A little more than a year ago, Sebastian Krahmer posted a question on the Dailydave security mailing list whether Vista's speech recognition was exploitable or not via malicious sound files that could be hosted on websites. I was the first to answer his call with some initial skepticism but that turned in to astonishment when I ran some tests that confirmed the vulnerability. Stories ran a few months ago before the finalization of Vista Service Pack 1 that SP1 would close this speech recognition vulnerability but I couldn't get any confirmation or denial from Microsoft after multiple queries. I finally got tired of waiting and decided to test the exploit again with Vista SP1 RTM installed and found that the vulnerability still exists.
The test sound file I created managed to wake Vista speech recognition, highlight all the files on my desktop or all my pictures via Windows Explorer, and invoke the shift-delete command which wipes the files without the ability to undelete from the Recycle Bin. I could also open Internet Explorer and invoke TinyURL addresses which in turn redirect to some other malicious executable. While the damage is limited to the user space since Vista speech recognition can't get around the UAC prompt (assuming it's on), code execution in the user space is still a serious vulnerability.
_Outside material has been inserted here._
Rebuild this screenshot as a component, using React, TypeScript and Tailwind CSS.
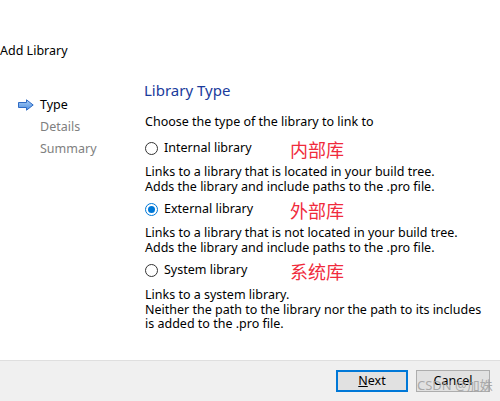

When this story first got some traction last year, it stirred up some debate and controversy arguing over the seriousness of this exploit. I had people privately and openly criticizing me saying this was a nonissue while others like Scott M. Fulton understood the seriousness of it called it the "low-tech" Vista exploit. Others like Ryan Naraine and Thierry Zoller openly thought I was crying wolf and not to be taken seriously but I'm sure there are those in the disabled community who need to use speech recognition would vehemently disagree. The bottom line is that while the vulnerability has zero impact to people who don't use speech recognition, it has full impact on people who do use speech recognition with a desktop microphone and speaker. While this number is still rare, Microsoft wants to make this a mainstream feature and they should address the problem. Otherwise why would Bill Gates declare speech recognition as a key feature of Windows Vista last year?
Last years I gave two simple recommendations for mitigating this vulnerability:
- Don't allow the generic "start listening" command to wake speech recognition. Require some kind of keyword like "Jenny, start listening" if you decide to name your computer "Jenny" but you can name it whatever. That at least breaks the generic and universal attack vector.
- Don't allow sound being played by the computer itself to be processed by the speech recognition engine. While this doesn't stop neighboring computers, radios, TVs, or people nearby from shouting in to the computer, it does close off one key vector for this exploit.
I think most security experts would agree that these are reasonable security measures and more needs to be done in this research area. Microsoft has had a year to implement some basic security mechanisms to mitigate this vulnerability in Vista Service Pack 1 but they haven't bothered with it. In my opinion, this is very disappointing and a lost opportunity for Microsoft on the security front. For now, the only thing users can do is disable Vista speech recognition and only use a headset if they need to use voice dictation and not the more convenient desktop microphone plus speakers.